Thursday, October 25, 2007

Trek.... mate.







Hey Guys

Well, here we are back in Darjeeling after a gruelling 5 day trek in the Himalayas to a height of 3636m above sea level. Oh my god. My thighs may never forgive me! And that's just been from the downhill part!

So we left Darjeeling at 7am Saturday morning, went to Maneybanjang and got ourselves a guide, who doubled as our porter (for an extra $1.20 a day!) and started out - the trek began at 9am Saturday morning. Straight up. For hours. We ascended 900m that first day and it was hard but worth it when we got to the top and found ourselves in a lovely "hotel" with a fire in our room! Woo hoo! (Photo attached). It was freezing though, so glad we had it!

2nd day, started from 3000m and had a relatively easy day, up and down to 3100m. The second night we slept better, to the sounds of really loud Indian, Bengali and Nepali people celebrating DuSera, a Buddhist festival where everyone gets drunk and sings really loudly! Thank god for Ipods....

3rd day.... eating breakfast with a yak staring in the window at us, we greeted the day. Today, regardless of only walking 6km, it was straight up. To 3636m and our destination, Sandakphu. It was hard. Really really hard. I cried. Seems that the height and the strain made me a bit emotional. But we made it. And only in 3 hrs. Which is great considering we were so high! Clouds completely obscuring our view of the mighty himalayas, but surely in the morning, it'll be clear.

NOPE!

So after 3 days of really hard slog, a view that was only just worth it. THe clouds are always hovering and we only got to see a little of Kanchenjunga, the worlds 3rd most high mountain. But it was beautiful. Tom stayed in bed... he'd had a dreadful nights' sleep. (Photo attached)

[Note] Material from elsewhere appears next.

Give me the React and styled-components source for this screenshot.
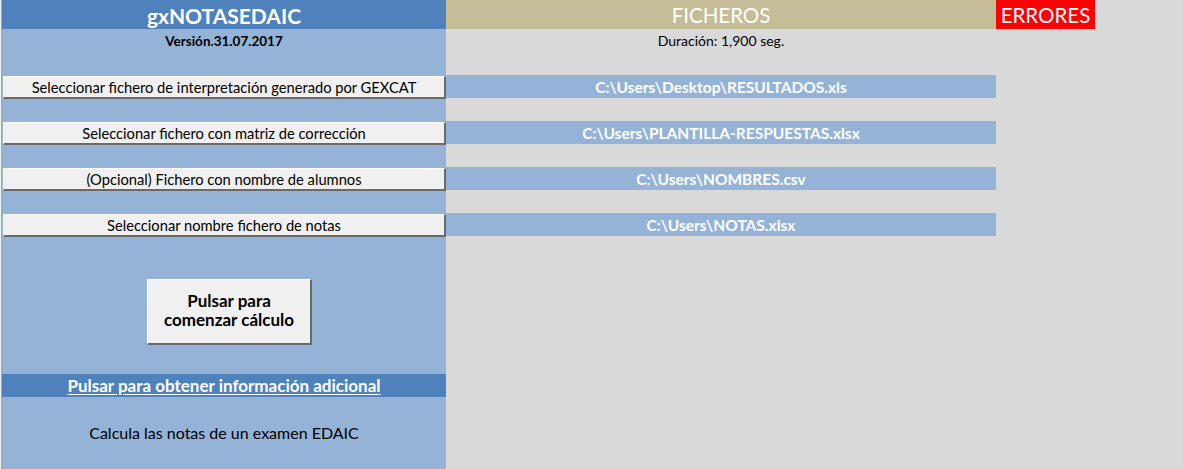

That day, we walked 14km, all down steps and a gradient of about 30 degrees.... hard hard hard. This is the reason we now have to explain to stangers on the street why we walk like cripples.... we're in a lot of pain! However, after 14km, we found ourselves in an enchanting village perched on the edge of a thundering river, called Sirikhola.... so pretty. And we had the most amazing night, with our guide, Sanjeep, singing Nepali love songs to us, whilst a round faced little Sikkimese cherub sat on my lap. (see photo - pink & blue jumper)

All in all, it was tough, and i didn't wash or brush my hair for 5 days, but totally lovely and totally something we can say, Yes, We Did That. So for that, I'm happy.

And to tell the truth, the worst part of the trek was the perilous jeep ride back to Darjeeling which took 4 hrs yesterday arvo and left us with spinal injuries and a new respect for people who believe in the allmighty.

Last night, we stayed in a place with running hot water (the bliss!) and a soft soft bed (still 100x harder than any bed in Oz) but so welcome after that hard slog!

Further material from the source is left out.